Submit to the special issue
eLife is an interdisciplinary journal committed to improving the way research is reviewed and communicated.
We publish Reviewed Preprints that combine the advantages of preprints with the scrutiny offered by peer review.
Our new publishing process
Papers submitted to eLife will now follow our five step publishing model:
- Submission
- Peer review
- Publication
- Author revision
- Version of Record
In this process we no longer make accept/reject decisions after peer-review. Instead all papers invited for review will be published on our website as a Reviewed Preprint, accompanied by an eLife assessment and public reviews. Find out more about this process.
Peer Review
eLife works to improve the process of peer review so that it more effectively conveys the assessment of expert reviewers to authors, readers and other interested parties.

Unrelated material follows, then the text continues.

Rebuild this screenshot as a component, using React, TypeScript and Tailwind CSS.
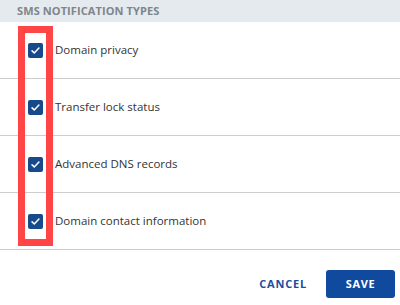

At the end of the peer review process, authors can submit a response to the assessment and reviews that can be published alongside the Reviewed Preprint.
After the Reviewed Preprint has been published, authors have the choice to either revise and resubmit or to declare the Reviewed Preprint as the final Version of Record.
Read more about our new process and publishing at eLife
Submit to the Special Issue
Authors interested in being part of this Special Issue can submit their manuscripts via eLife’s submission system.
All authors should include a cover letter in their submission, highlighting that the paper is for consideration in this Special Issue and suggesting editors from the list above.
When you submit your paper for consideration to this Special Issue through the new model, we may ask for additional revisions to your work to ensure it fits the aims and scope before it is added to the Special Issue. Your Reviewed Preprint will still be published on the eLife website as normal, typically within a few weeks of review.
In light of this, we have extended the deadline for submissions to July 31, 2023.